John Roth johnroth at ameritech.net
Tue Apr 30 14:32:32 EDT 2002


"Bernhard Herzog" <bh at intevation.de> wrote in message
news:6qn0vlbcpk.fsf at abnoba.intevation.de...
> Roman Neuhauser <neuhauser at mail.cz> writes:
>
> > > From: Bernhard Herzog <bh at intevation.de>
> > > Why should chr be an int method in the first place? It's not tied
to
> > > ints all that much[1]. IMO it sits somewhere between ints
(including
> > > int-like objects !) and strings so it shouldn't be a method of
either
> > > class. Leaving it a function is perfectly fine, therefore,
although
> > > putting it into the string module might be a good idea. The same
would
> > > apply to ord, IMO.
> >
> >     Ugh, that looks to me as appropriate as join() being a string
> >     method / module function.
>
> Exactly. I still think that join as a function makes more sense than
as
> a string method and for the same reasons as stated for chr above. Even
> if join is implemented as a string method.

To me, .join() makes much more sense as a list or tuple method than
either. Semantically, .join() takes a sequence and transforms it into
a string, therefore it should be a method on the input type (the
sequence),
not on the output type (the string).

I'm against making such things global functions for a number of
reasons, not least of which is the potential combinatorial explosion.
Also, in a "pure" OO language, there would be very few global
functions; Python has way too many for me to consider it to be
good in that regard.

>
> > > [1] In fact, chr today accepts any object that can be converted
> > > successfully to an int, so that chr(42.5) does work, but that's
not
> > > always desirable.
> >
> >     Any object that can be converted to a character should have a
chr()
> >     method.
>
> Would the same reasoning apply to objects that can be converted to
ints,
> for example. I.e. should strings have a method .int() instead of int
> taking a string as argument (among other types)? (forgetting for the
> moment, that it's actually implemented through the __int__ method :) )

We've got a slightly different principle here; int() is a type
constructor,
while chr() is not. chr() creates a single character string. It is
explicitly
the inverse of ord().

> I see numbers and characters as quite different datatypes and a
> conversion between the two is right in the middle and neither more on
> the int side than on the str side.

True, but not very relevant. The basic principle is that a type
conversion method is either a method on the source type, or it is a
constructor
of the result type. In either case, it should have the result type's
name.
The second case is somewhat more difficult in Python, since it
does not have multiple constructors.

> The correspondence between characters depends on an encoding,
something
> which chr and ord do not take into account at all, for example, and
one
> couldn't expect that e.g. int knows about encodings, so that a chr
> method could take the encoding as argument (perhaps defaulting to
> ascii).

Now you're confusing two different things. The purpose of ord() and
chr() is to extract a character into an int so that it can then be
recreated.
These functions are holdovers from earlier languages, and fail miserably
if you want to do character set conversions.

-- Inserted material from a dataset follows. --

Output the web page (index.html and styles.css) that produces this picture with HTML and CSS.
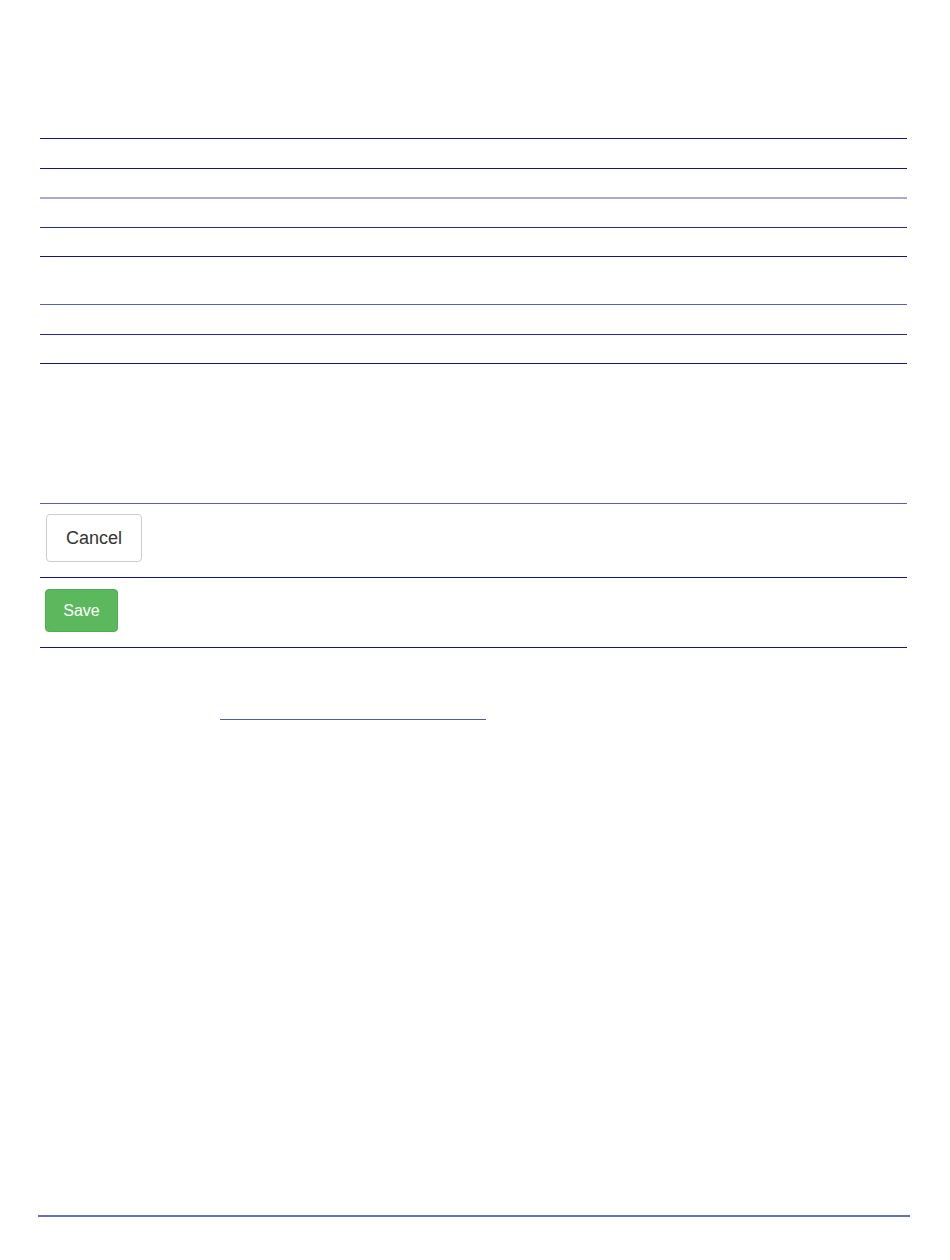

I don't see any reasonable use for an encoding operand in ord().
Consider that strings should know their encoding. This isn't true
currently, but it really should be. In that case, <string>.ord()
produces
the integer index into the encoding, and <string>.encoding() produces
the object that defines the encoding. In the inverse case,
<int>.chr(<encoding>) produces a string with the character from that
encoding.

Character set conversions are best done by string to string functions
or methods. I don't see any benefit in trying to extend ord() and chr()
to handle character set conversions.

Also, your arguement depends on implementation considerations
(one couldn't expect that e.g. int knows about encodings.) Sometimes
you have to take these into consideration, but you should strive
to leave them out if at all possible.

> Of course, whether a conversion operation should be a method, a
function
> or a constructor is largely a matter of taste and is influenced by
> whatever other languages one is coming from. For someone with a
> C-background, characters are ints, so making chr an int method may
seem
> appropriate from that perspective.

It's only a matter of taste until you experiance the heartburn from
what you just ate. Making type conversions global functions simply
leads to a combinatorial explosion of global functions, something
that should be avoided if at all possible.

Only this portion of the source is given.